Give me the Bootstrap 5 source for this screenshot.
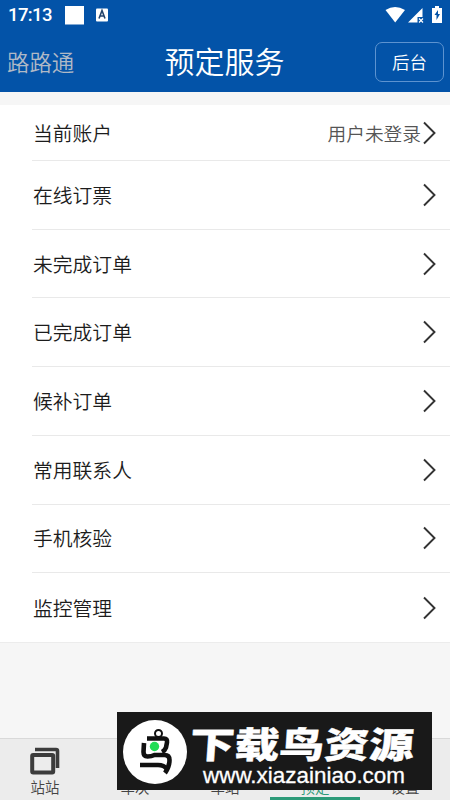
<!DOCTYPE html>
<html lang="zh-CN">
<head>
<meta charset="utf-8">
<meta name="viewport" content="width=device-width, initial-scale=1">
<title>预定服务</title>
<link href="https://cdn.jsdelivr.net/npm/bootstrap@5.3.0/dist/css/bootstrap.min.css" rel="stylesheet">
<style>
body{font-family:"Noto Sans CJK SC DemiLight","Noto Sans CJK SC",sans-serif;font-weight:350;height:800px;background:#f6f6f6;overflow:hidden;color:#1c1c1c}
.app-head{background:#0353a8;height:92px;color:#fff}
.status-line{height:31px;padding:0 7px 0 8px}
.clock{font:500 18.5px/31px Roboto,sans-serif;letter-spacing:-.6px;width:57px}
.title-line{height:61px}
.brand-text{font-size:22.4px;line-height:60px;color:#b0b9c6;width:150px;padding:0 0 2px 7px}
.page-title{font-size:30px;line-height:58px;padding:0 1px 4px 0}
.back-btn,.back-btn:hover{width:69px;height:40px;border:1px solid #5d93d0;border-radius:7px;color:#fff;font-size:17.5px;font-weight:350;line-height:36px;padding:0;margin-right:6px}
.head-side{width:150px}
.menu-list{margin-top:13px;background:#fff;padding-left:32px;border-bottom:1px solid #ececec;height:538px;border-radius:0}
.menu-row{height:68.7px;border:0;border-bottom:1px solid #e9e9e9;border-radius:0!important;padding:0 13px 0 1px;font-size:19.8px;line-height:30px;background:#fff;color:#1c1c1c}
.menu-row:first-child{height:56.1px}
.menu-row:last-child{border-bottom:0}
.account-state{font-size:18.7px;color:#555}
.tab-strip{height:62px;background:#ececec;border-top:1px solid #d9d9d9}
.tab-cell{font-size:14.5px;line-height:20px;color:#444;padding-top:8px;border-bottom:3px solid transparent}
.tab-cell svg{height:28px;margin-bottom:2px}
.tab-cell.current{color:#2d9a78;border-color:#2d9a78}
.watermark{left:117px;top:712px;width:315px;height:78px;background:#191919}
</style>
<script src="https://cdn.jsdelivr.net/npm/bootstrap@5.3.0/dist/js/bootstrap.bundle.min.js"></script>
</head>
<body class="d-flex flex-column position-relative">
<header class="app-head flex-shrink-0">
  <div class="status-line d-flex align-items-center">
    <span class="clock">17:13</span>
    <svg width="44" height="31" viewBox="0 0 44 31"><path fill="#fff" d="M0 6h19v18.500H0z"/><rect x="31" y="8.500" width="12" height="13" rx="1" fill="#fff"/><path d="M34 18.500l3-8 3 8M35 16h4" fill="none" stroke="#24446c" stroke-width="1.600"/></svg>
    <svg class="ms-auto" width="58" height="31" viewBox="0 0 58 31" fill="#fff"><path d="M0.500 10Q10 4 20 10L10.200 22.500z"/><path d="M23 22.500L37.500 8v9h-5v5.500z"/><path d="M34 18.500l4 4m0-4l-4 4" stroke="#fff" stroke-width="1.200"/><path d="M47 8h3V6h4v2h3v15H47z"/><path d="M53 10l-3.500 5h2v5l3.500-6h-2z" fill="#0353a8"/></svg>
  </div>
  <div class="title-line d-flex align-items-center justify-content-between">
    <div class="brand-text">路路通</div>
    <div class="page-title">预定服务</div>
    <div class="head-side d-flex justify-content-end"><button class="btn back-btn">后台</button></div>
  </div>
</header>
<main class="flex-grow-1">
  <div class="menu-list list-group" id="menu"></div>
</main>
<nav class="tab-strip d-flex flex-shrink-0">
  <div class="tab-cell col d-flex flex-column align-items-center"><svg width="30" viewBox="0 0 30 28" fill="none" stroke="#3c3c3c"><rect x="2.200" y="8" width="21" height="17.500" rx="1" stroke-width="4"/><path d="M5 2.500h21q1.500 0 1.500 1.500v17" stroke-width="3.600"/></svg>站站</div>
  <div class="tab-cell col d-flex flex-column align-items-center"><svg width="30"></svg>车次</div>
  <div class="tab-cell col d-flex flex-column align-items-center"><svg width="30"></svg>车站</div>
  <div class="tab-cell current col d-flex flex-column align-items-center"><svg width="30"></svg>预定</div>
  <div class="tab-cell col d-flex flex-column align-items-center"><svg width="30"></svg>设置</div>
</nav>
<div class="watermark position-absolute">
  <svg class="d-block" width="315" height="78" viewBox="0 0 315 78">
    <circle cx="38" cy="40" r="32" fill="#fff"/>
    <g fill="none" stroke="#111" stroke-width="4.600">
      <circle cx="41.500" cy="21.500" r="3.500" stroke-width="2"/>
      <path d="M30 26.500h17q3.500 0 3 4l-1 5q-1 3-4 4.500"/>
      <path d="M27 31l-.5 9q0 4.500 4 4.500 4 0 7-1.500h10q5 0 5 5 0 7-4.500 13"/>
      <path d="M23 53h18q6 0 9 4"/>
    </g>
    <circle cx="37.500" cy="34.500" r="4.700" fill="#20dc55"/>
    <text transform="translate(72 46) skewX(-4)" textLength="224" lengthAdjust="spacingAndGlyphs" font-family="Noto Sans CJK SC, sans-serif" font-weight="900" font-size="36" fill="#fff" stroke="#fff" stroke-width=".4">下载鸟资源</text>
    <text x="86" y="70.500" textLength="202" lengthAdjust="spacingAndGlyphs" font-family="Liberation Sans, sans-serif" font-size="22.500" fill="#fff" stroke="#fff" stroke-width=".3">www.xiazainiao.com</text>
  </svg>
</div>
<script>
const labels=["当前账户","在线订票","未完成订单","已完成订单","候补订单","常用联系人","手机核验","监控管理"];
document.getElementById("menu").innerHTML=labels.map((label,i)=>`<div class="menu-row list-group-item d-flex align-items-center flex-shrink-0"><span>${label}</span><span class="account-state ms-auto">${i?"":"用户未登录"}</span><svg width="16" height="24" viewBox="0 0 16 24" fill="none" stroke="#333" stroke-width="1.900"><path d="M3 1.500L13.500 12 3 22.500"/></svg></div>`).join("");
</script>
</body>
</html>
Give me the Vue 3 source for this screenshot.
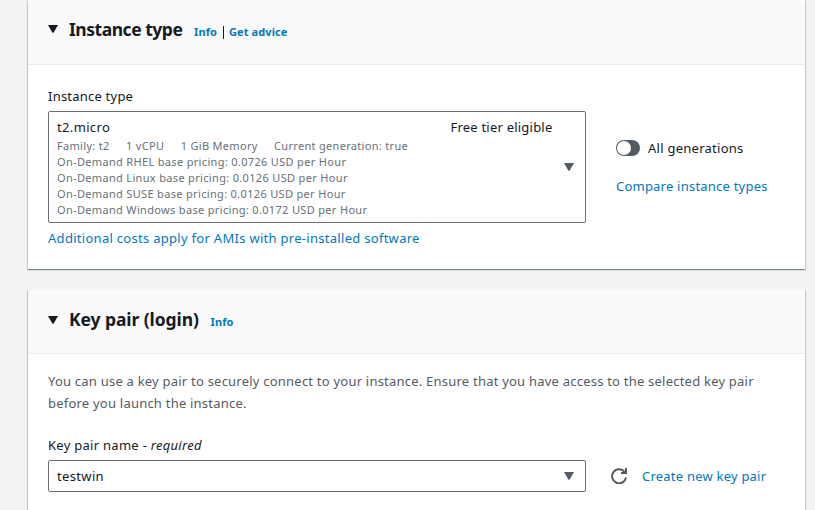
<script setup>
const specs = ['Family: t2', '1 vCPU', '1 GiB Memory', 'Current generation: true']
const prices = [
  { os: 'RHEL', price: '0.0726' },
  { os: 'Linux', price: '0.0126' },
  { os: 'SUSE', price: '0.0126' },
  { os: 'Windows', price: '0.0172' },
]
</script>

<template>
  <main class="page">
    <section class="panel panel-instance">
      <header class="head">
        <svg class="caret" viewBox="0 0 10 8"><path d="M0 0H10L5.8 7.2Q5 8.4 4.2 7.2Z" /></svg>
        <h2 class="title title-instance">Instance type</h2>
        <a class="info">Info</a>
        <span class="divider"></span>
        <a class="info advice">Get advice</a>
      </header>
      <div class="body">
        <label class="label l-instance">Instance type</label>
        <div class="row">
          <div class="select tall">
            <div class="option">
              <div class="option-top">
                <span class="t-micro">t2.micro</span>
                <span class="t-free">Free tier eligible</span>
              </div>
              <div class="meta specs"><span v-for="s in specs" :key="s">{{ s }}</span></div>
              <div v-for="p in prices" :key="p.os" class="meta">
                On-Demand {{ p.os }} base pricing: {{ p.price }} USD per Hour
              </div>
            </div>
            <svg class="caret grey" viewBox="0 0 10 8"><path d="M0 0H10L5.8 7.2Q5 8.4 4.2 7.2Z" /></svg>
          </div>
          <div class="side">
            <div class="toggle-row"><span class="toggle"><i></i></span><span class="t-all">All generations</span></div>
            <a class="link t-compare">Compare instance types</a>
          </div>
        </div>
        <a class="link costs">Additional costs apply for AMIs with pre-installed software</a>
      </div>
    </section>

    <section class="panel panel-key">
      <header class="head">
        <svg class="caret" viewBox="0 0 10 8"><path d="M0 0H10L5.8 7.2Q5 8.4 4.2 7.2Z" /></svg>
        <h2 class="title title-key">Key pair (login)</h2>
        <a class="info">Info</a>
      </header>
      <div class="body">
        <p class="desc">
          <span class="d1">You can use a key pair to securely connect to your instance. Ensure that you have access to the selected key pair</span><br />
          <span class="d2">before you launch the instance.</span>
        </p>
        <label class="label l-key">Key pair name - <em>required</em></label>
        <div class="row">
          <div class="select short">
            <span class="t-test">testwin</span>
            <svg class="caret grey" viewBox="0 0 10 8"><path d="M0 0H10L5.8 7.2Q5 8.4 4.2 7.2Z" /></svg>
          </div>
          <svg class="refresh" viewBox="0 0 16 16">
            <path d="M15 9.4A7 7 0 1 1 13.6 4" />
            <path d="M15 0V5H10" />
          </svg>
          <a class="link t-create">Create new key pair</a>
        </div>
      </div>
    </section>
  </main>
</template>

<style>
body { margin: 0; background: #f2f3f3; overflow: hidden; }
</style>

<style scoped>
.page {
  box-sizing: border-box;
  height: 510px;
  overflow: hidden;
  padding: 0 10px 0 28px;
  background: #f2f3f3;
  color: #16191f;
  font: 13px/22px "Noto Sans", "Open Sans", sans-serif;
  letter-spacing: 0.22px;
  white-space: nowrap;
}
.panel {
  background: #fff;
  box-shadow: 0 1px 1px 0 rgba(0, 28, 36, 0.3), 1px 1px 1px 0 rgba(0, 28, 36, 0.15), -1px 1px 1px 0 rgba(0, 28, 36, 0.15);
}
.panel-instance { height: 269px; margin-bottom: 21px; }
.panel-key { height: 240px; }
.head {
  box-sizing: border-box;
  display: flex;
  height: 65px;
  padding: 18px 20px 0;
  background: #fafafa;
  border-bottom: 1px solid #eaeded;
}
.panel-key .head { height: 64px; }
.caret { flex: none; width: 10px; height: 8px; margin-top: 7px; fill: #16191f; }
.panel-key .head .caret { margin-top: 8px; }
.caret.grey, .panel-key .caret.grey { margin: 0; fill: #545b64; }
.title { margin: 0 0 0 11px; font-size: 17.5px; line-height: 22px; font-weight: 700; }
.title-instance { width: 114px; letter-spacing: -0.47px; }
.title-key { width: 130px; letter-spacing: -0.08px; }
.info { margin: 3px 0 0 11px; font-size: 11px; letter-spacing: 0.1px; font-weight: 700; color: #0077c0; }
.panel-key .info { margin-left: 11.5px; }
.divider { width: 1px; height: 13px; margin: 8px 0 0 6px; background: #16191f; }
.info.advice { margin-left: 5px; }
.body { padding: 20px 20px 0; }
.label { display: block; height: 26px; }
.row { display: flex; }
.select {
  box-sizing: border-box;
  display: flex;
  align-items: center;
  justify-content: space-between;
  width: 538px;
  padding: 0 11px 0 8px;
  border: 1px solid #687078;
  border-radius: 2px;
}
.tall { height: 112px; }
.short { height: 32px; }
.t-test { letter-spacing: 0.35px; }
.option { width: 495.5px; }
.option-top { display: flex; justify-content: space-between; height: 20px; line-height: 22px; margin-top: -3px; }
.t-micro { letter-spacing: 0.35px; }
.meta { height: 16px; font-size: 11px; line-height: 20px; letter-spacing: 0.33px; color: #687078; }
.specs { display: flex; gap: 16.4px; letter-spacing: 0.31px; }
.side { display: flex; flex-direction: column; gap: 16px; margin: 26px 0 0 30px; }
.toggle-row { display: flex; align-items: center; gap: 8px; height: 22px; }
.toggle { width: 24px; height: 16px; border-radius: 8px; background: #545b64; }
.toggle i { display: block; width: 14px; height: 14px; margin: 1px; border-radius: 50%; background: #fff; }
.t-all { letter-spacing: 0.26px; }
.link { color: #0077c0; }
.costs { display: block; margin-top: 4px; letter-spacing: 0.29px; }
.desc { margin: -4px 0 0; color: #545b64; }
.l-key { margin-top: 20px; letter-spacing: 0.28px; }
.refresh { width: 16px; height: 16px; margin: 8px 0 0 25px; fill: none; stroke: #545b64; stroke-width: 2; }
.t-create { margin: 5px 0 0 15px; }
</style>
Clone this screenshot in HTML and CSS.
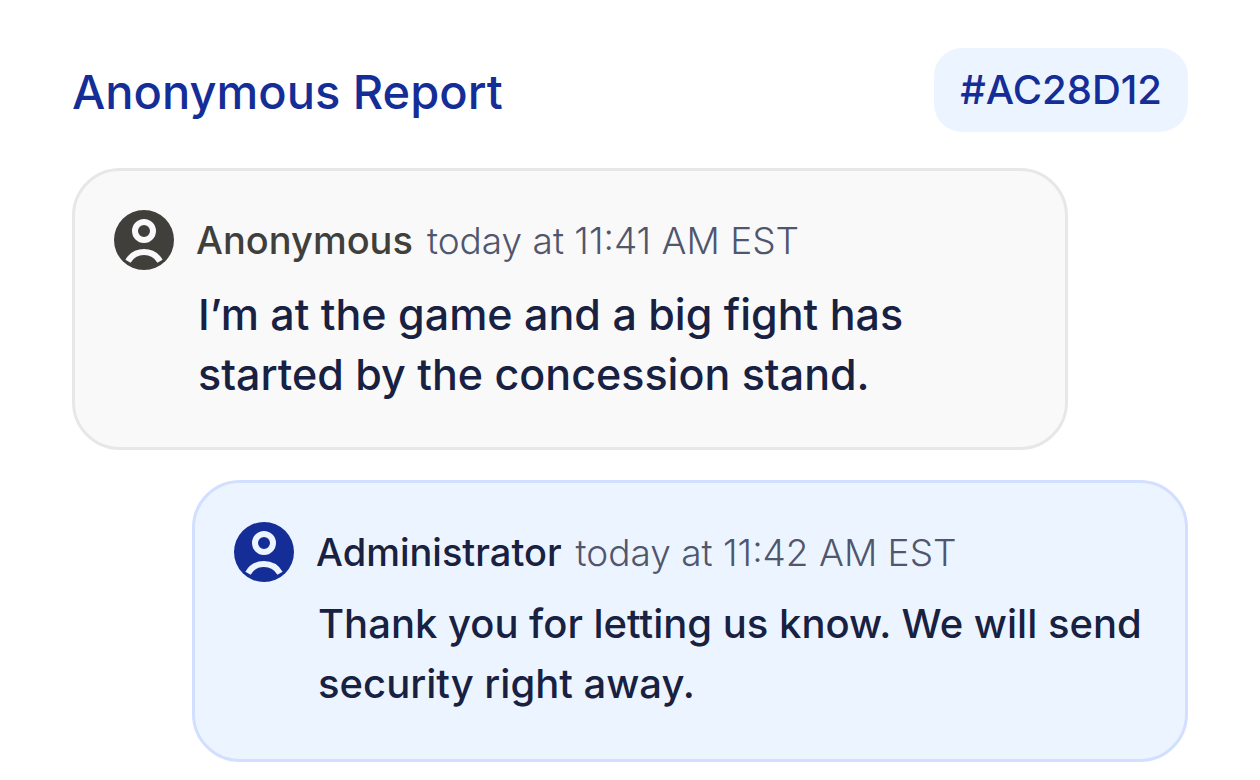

———

### GOAL
Count up the lines in the listing that hold the word "source", and give that number only.

### FULL ANSWER
2